Over 3,000 cars made by the SAIC Motor wait to be shipped overseas, including to the UK, Australia and Philippines, at a dock in the port of Lianyungang in East China's Jiangsu Province on Monday. Lianyungang has been expanding shipping lines to Australia, Southeast Asia and Europe this year, largely promoting vehicle exports. Photo: IC


Foreign trade companies in China are gradually returning to normal as more than 75 percent of China's major importers and exporters having recovered over 70 percent of their operational capacity, data released by the Ministry of Commerce (MOFCOM) revealed on Thursday. 

This should be a reassuring sign that Chinese trade companies are improving their performances, after the government and the businesses are scrambling to deal with the fallout from the coronavirus pandemic. 

As of March 30, 75.6 percent of China's major importer and exporters had recovered up to 70 percent of their previous operational capacity, up 4.2 percentage points from  the previous week, MOFCOM official Liu Changyu said at a routine press conference in Beijing. 

Activity in Central China's Hubei Province, which bore the brunt of the disease in the Chinese mainland, but where the outbreak is now put under control, still lags behind the rest of the nation, where about 50 percent of import/export firms had recovered  70 percent of operational capacity, Liu said.  

Liu Xuezhi, an economist at the Bank of Communications, said that many export-orientated firms will be dealing backlogs from unfulfilled orders when coronavirus peaked in China in middle February. 

"The good thing is, as manufacturing returns to normal, the risk of an industrial shift [overseas] is low," Liu told the Global Times. 

But, said Liu, there is an even bigger challenge ahead as China's exporters may run short of orders as coronavirus spreads globally, which might force some companies to shut down later. 

Some company representatives reached by the Global Times expressed similar concerns over dwindling orders. Duan Lianmin, chairman of a glass factory in Shenzhen, South China's Guangdong Province, told the Global Times on Thursday that her company's capital chain has improved, but is still strained due to the cancelation of orders from US and Europe. Her factory reopened in mid-March. 

The suspension of large trade fairs, important platforms for importers and exporters to access to potential clients, also exacerbate such woes, industry insiders said.

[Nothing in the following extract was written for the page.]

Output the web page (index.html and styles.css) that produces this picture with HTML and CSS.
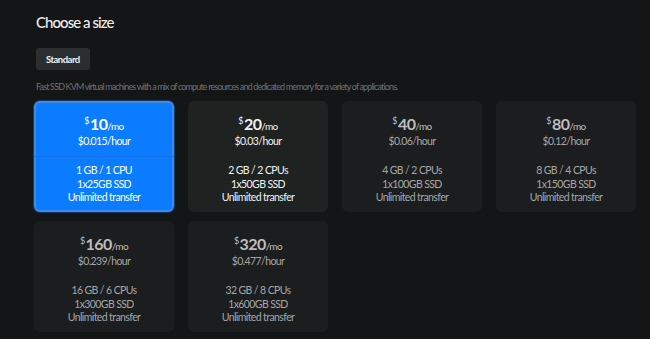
FILE: index.html
```html
<!DOCTYPE html>
<html lang="en">

<head>
    <meta charset="UTF-8">
    <meta name="viewport" content="width=device-width, initial-scale=1.0">
    <title>Choose a size</title>
    <link rel="stylesheet" href="styles.css">
</head>

<body>
    <div class="container">
        <h1>Choose a size</h1>

        <div class="tabs">
            <button class="tab">Standard</button>
        </div>

        <p class="description">Fast SSD KVM virtual machines with a mix of compute resources and dedicated memory for a variety of applications.</p>

        <div class="sizes">
            <div class="size selected">
                <div class="size-price">
                    <div class="monthly"><sup>$</sup><strong>10</strong>/mo</div>
                    <div class="hourly">$0.015/hour</div>
                </div>
                <div class="size-specs">
                    <div>1 GB / 1 CPU</div>
                    <div>1x25GB SSD</div>
                    <div>Unlimited transfer</div>
                </div>
            </div>

            <div class="size available">
                <div class="size-price">
                    <div class="monthly"><sup>$</sup><strong>20</strong>/mo</div>
                    <div class="hourly">$0.03/hour</div>
                </div>
                <div class="size-specs">
                    <div>2 GB / 2 CPUs</div>
                    <div>1x50GB SSD</div>
                    <div>Unlimited transfer</div>
                </div>
            </div>

            <div class="size">
                <div class="size-price">
                    <div class="monthly"><sup>$</sup><strong>40</strong>/mo</div>
                    <div class="hourly">$0.06/hour</div>
                </div>
                <div class="size-specs">
                    <div>4 GB / 2 CPUs</div>
                    <div>1x100GB SSD</div>
                    <div>Unlimited transfer</div>
                </div>
            </div>

            <div class="size">
                <div class="size-price">
                    <div class="monthly"><sup>$</sup><strong>80</strong>/mo</div>
                    <div class="hourly">$0.12/hour</div>
                </div>
                <div class="size-specs">
                    <div>8 GB / 4 CPUs</div>
                    <div>1x150GB SSD</div>
                    <div>Unlimited transfer</div>
                </div>
            </div>

            <div class="size">
                <div class="size-price">
                    <div class="monthly"><sup>$</sup><strong>160</strong>/mo</div>
                    <div class="hourly">$0.239/hour</div>
                </div>
                <div class="size-specs">
                    <div>16 GB / 6 CPUs</div>
                    <div>1x300GB SSD</div>
                    <div>Unlimited transfer</div>
                </div>
            </div>

            <div class="size">
                <div class="size-price">
                    <div class="monthly"><sup>$</sup><strong>320</strong>/mo</div>
                    <div class="hourly">$0.477/hour</div>
                </div>
                <div class="size-specs">
                    <div>32 GB / 8 CPUs</div>
                    <div>1x600GB SSD</div>
                    <div>Unlimited transfer</div>
                </div>
            </div>
        </div>
    </div>
</body>

</html>
```

FILE: styles.css
```css
body {
    font-family: Lato, 'Open Sans', sans-serif;
    margin: 0;
    padding: 0;
    background-color: #141516;
    color: #e6e6e6;
}

.container {
    padding: 12px 34px 0 34px;
}

h1 {
    margin: 0 0 0 2px;
    font-size: 15px;
    font-weight: 500;
    letter-spacing: -0.95px;
    line-height: 20px;
    color: #ececec;
}

.tabs {
    display: flex;
    margin: 16px 0 0 2px;
}

.tab {
    font-family: inherit;
    height: 22px;
    padding: 0 10px;
    background-color: #2a2e2e;
    color: #f0f0f0;
    border: none;
    border-radius: 3px;
    font-size: 9.5px;
    font-weight: 700;
    letter-spacing: -0.5px;
    cursor: pointer;
}

.description {
    margin: 10px 0 0 2px;
    font-size: 9px;
    letter-spacing: -0.85px;
    line-height: 14px;
    color: #6b7276;
}

.sizes {
    display: grid;
    grid-template-columns: repeat(4, 140px);
    column-gap: 14px;
    row-gap: 9px;
    margin-top: 7px;
}

.size {
    height: 111px;
    box-sizing: border-box;
    padding-top: 13px;
    background-color: #1c1d1e;
    border-radius: 6px;
    text-align: center;
    font-size: 10.5px;
    letter-spacing: -0.6px;
    color: #a4a6a7;
}

.size.available {
    background-color: #1e2221;
    color: #f2f2f2;
}

.size.selected {
    background-color: #0b7bff;
    border: 2px solid #3f8be4;
    padding-top: 11px;
    color: #ffffff;
    box-shadow: 0 0 0 1px #1a3a66;
}

.size-price {
    padding-bottom: 8px;
    border-bottom: 1px solid transparent;
}

.size.selected .size-price {
    border-bottom-color: #1670e6;
    margin: 0 -2px;
}

.monthly {
    height: 20px;
    line-height: 20px;
    font-size: 10px;
}

.monthly sup {
    position: relative;
    top: -6px;
    font-size: 9px;
    line-height: 0;
    vertical-align: baseline;
    margin-right: 1px;
}

.monthly strong {
    font-size: 16px;
    font-weight: 700;
}

.size:not(.selected):not(.available) .monthly {
    color: #bcbdbe;
}

.hourly {
    line-height: 14px;
}

.size-specs {
    padding-top: 7px;
    line-height: 13.5px;
}
```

Xie Yuan, a manager of a Guangzhou-based shoemaker, told the Global Times that his company will have difficulties if foreign orders continue to plunge. His company manufacturers products for firms in Japan, Italy and Canada.  

"I planned to attend trade fairs in Indonesia and Shanghai, which were scheduled for March and April. But the events were postponed to the second half of 2020," Xie said. 

Liu anticipates that as coronavirus spreads across the globe, China's export volume might decline up to 20 percent in the second quarter year-on-year. China's dollar-denominated exports slumped by 17.2 percent in the first two months, customs data showed. 

"Judging by how the coronavirus evolved in China, the global pandemic is unlikely to turn a corner until the end of April or May, which means China's exports might rebound strongly in the third quarter," he said.